Surrounded on three sides by Lake Zurich, the castle is a view to behold. Built in the shape of a triangle, each corner is defended by a mighty tower. Perched on a high hill, it rises above the medieval Old Town – an ancient beacon on the lake. Over the centuries, the castle had many owners as the tides of history changed. It also had a stint as a military base and prison before falling into disrepair in the 1800s. And that is when the Polish connection happened.A prominent Polish émigré, Count Wladyslaw Broel-Plater, came to Switzerland some years after a failed Polish pro-independence uprising in 1830. In 1870, he leased the Rapperswil Castle – by then in serious need of repair – and restored it at his own expense. Thanks to generous donations from his compatriots, he was able to assemble a collection of art, books, and memorabilia that formed the Polish National Museum. As Broel-Plater put it, the Museum was to provide “a refuge for [Poland’s] historic memorabilia dishonored and plundered in the [occupied] homeland” – and so it did for decades to come.

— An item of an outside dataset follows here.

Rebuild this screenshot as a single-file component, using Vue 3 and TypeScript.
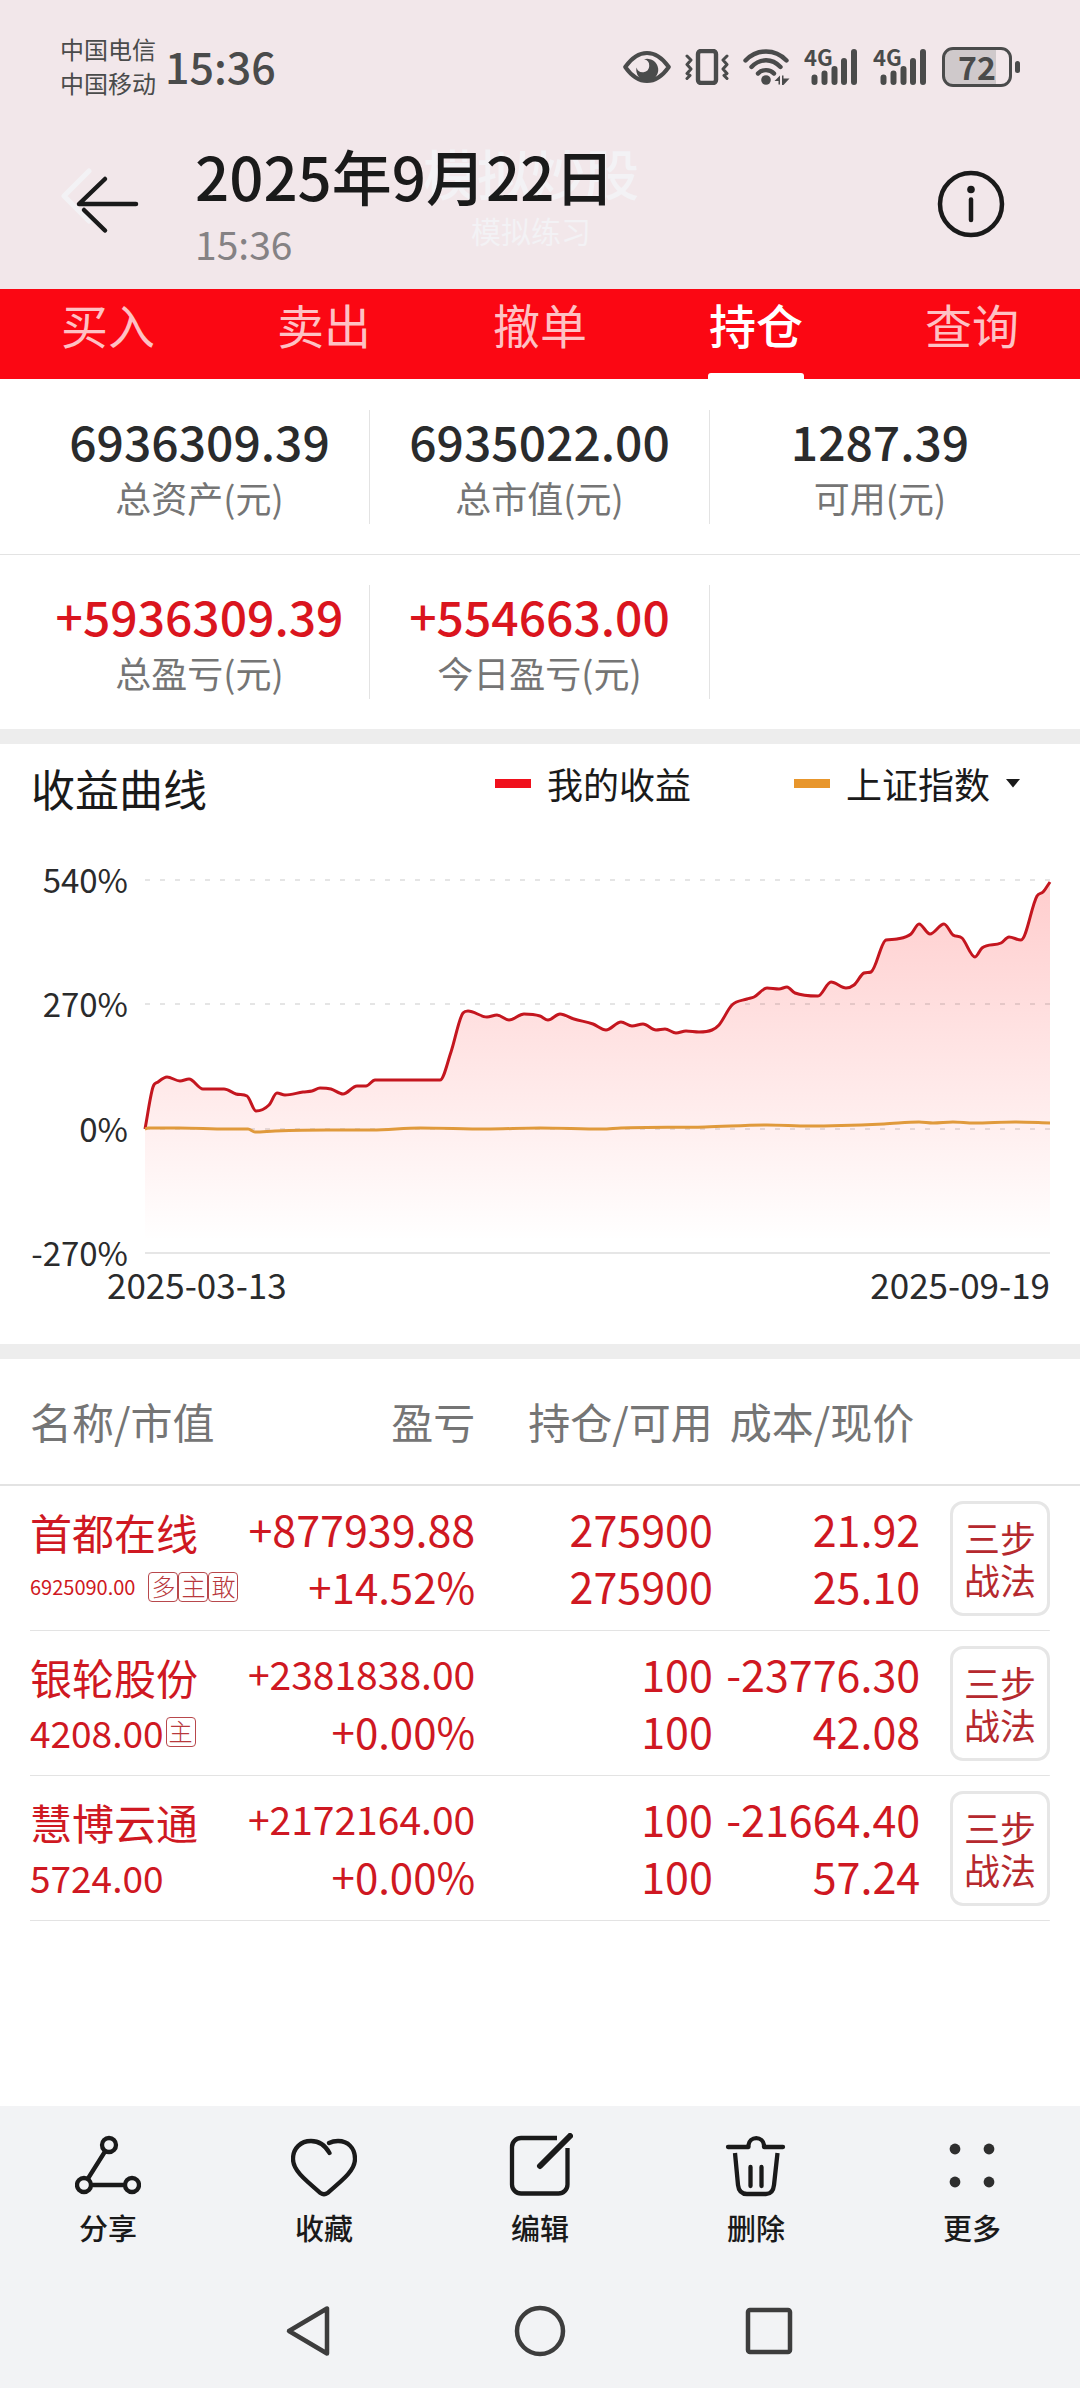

In 1927, nine years after Poland regained independence, the Museum’s collection was moved to Warsaw in accordance with the Count’s will. It took 14 railroad cars to transport 3,000 pieces of art, 2,000 memorabilia, 20,000 engravings, 9,000 coins and medals, and almost 120,000 books and manuscripts. Unfortunately, most of them were destroyed in WWII. Meanwhile, with brief hiatuses, the Museum continues to serve as a repository for Polish art and history – a little piece of Poland on the shores of Lake Zurich. The latest threat to its existence came in 2008 when some Rapperswil residents petitioned to evict the Museum from the castle, deeming it too expensive. The Museum has been conducting a petition campaign – so far successful – to keep the Museum in its home. But there is more to Rapperwsil than the Museum. First, there is this view from the top of the castle hill: Then there is the Capuchin Friary (Kapuzinerkloster), located just below the castle. The monastery dates back to 1606. Its stone walls offer a welcome respite in summer heat, and its beautiful rose gardens contribute to Rapperswil’s reputation as the “town of roses” (Rosenstadt), with 15,000 rose bushes of 600 different kinds. Inhale… The last Rapperswil ferry is about to depart – time to catch the westward “sunset cruise” back to Zurich! No worries if you missed it though, you can take a train =)
Beautiful photos! Oh, they really make me yearn for Europe.
Thank you so much!
I always liked hidden gems like that. This is the Europe that attracts real travellers 🙂 You must be very lucky to see this place.